NC (vo): In the movies, in the comics, even in other death scenes, it's NEVER revealed. So, not only is this an iconic figure discovering the biggest secret/weakness of another iconic figure, but it's the one we've had years and episodes of familiarity with.
NC: It's not just another incarnation of the Joker, it's one we've really gotten to know for a long time.
NC (vo): So their particular relationship is beyond well-known to us. For a fan, this is a legitimately shocking and even uncomfortable moment, on top of all the other ones we've just had.
NC: And in typical Joker fashion, how does he react to one of the most famous and tragic backstories in superhero history? He makes fun of it!
Joker: Behind all the sturm and batarangs, you're just a little boy in a playsuit, crying for Mommy and Daddy. It'd be funny if it weren't so pathetic.
NC: Oh, bitch! You're a bitch, Joker! You're a goddamn bitch!
NC (vo): Really think about this, too. Most villains upon discovering Batman's identity would play it up as a big thing, play up the drama and how everything is different now. But the Joker still starts off doing his regular shtick of making jokes, playing pretend, and even keeps calling him Batman. He doesn't want to let on too early because the reveal is just too much fun for him. It's so creepy what a master showman he still is, even with information like this. And you know he's not going to tell anybody else about it...
NC: ...because the only audience member in all of this and deserving of the most joy is, of course, himself.
NC (vo): Batman gets so pissed off that he breaks through the projector booth and actually gets two punches in before the glass even touches the floor. It's wonderfully chaotic animation.
NC: And, again, even knowing his true identity, he still calls him Batman.
Joker: You've lost, Batman. Robin is mine.
NC (vo): Because that's what he's known him as for all these years, and that's how he still sees him. In his final act, he passes the gun to Robin and tells him to kill him. Again, how crazy is that? It's not even the Joker that would kill him off, it would be Batman's son, whose mind was destroyed by the Joker. When you really think about it, it's so friggin' twisted. But Tim finds even in his altered state, he can't do it. Or at least has enough fight back to swerve it away for just a second, shooting the Joker. Killed by his own punchline, the Joker delivers the only fitting last words.
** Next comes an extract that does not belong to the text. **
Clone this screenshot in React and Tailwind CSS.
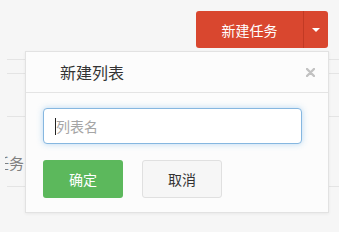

Joker: That's not funny. That's not-
(The Joker lets out a death gasp as he falls to the floor dead)
NC: (throws his hands up) How is this not seen as one of the great Batman stories?
NC (vo): I mean, don't get me wrong, the rest of the movie is fine. Through some sort of techno babble, the Joker's consciousness comes back. It's...not really his body or a full resurrection, but it allows our younger Batman to take him out, and... it's good. It's fine for what it is. It's a decent flick. But this 10 minutes, holy hell, is it brilliant! It has humor, it has action, it has drama, it has the psychological intrigue, but without talking about it too much. It's a perfect balance of everything.
NC: There's even callbacks to other great deaths.
NC (vo): You could argue this steals heavily from when the Joker killed Robin in the comics, and even when he paralyzes Batgirl, the idea of getting to Batman through someone else. But while those two certainly were shocking, both of them were older and led their own lives. This was a little kid, Batman's son, still in his care. Putting him through weeks of torture, breaking his mind and body, turning him not only mentally insane, but also resembling Batman's arch-nemesis...
NC: ...good God! That's a lot!
NC (vo): And don't get me wrong. In many respects, Killing Joke IS the better story, with better dialogue, symbolism, backstory, all that good stuff.
NC: But in terms of the death of the Joker?
NC (vo): It doesn't have the familiarity, continuity, or history established by years of being in one universe. Granted, there's been one major change to the layout, but the Batman comics have gone through tons of changes, making it harder to form a connection like we do with these characters. Now, Killing Joke does a brilliant job with the writing, establishing the history.
NC: But this one doesn't need to set it up, because it's already been established for years.
NC (vo): It's an advantage The Killing Joke in no way can overcome. Even the censored version that originally aired on TV is still good! It's not as strong, but it still works. Robin tosses the gun and tries battling the Joker, spilling water and wires all over him, resulting in the Joker tripping and turning on the electricity, killing himself.
(Batgirl is shown walking back to the building as the Joker's screams and sounds of electricity are heard)
NC: Some see this as cheap, but it's still Tim fighting back...
NC (vo): ...and, let's face it: it's a funny way to die. In a strange way, the Joker would almost be proud that he perishes in the equivalent of slipping on a banana peel, a pretty fitting death for a clown.
NC: It's hard to know how many more deaths or fake-outs we're going to get in the future, but needless to say, it's going to be pretty hard to top this one.
NC (vo): In a mere 10 minutes, we've been given a 100% perfect Batman story about the death of the Joker. Not only is there nothing wrong with it, but it delivers everything we would want to see from arguably the best Batman and best Joker we've ever seen battling each other for years. What can I say? It's a masterpiece! Batman and the Joker will always battle in different incarnations, different outfits, and in different stories. But when it comes to which battle ended in the most fitting, familiar, and entertaining way, Return of the Joker delivers the perfect punchline.
Joker: That's not funny.
(The Joker falls to the floor dead)
NC: I'm the Nostalgia Critic. I remember it so you don't have to.